Ad hoc subsetting is wrong. Having different spec profiles is also bad in general, but the XML spec itself effectively defines three processing profiles:
Not performing DTD-based validation, not retrieving external entities.
Not performing DTD-based validation, retrieving external entities to perform infoset augmentation and entity reference expansion.
Performing DTD-based validation, retrieving external entities to perform infoset augmentation and entity reference expansion.
The whole point of having profiles is to allow apps to choose a suitable one. The creators of the XML spec made profile #1 for browsers. It would be crazy for Web-facing apps not to take the opportunity to avoid the DTD cruft when given the chance. In fact, the whole concept of well-formedness is there to support DTDlessness!
It is a done deal. Many people are just still in denial. Character entities (other than the 5 predefined ones) became unsafe for the Web when the XML 1.0 spec made them an optional feature (profile #1 above). On the Web, you can’t count on optional features (which is why it is a bad idea for Web-oriented specs to have optional features).
The situation is unfortunate, but this really is an input method problem between you and your editor. Fixing it in the wire format is the wrong place. However, if I had a chance go back in time and change XML 1.0, I’d define all the XHTML and MathML entities as predefined.
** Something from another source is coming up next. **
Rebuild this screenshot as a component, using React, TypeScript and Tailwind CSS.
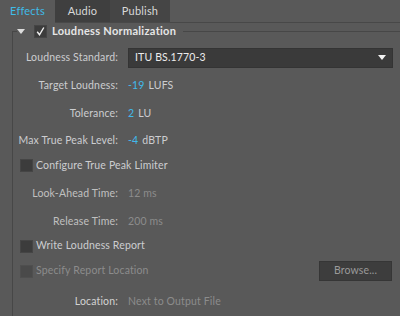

But it is too late, because much of the value of XML is in interoperable off-the-shelf parsers and changing XML would break the interop (which is why XML 1.1 is such a bad idea). So you just need to figure out a better input method and use straight UTF-8.
I am aware of that. What Gecko does is dirty, should be fixed and definitely should not be encouraged.
You establish it by mutating the infoset reported by the XML processor based on some criteria related to element and attribute names and namespaces. An “xml:id processor” does this. A conceptually analogous “XHTML id processor” could be defined. (XHTML5 implies such a processing component.) Both can be implemented as SAX filters.
Ha ha. We’re out of frequent questions.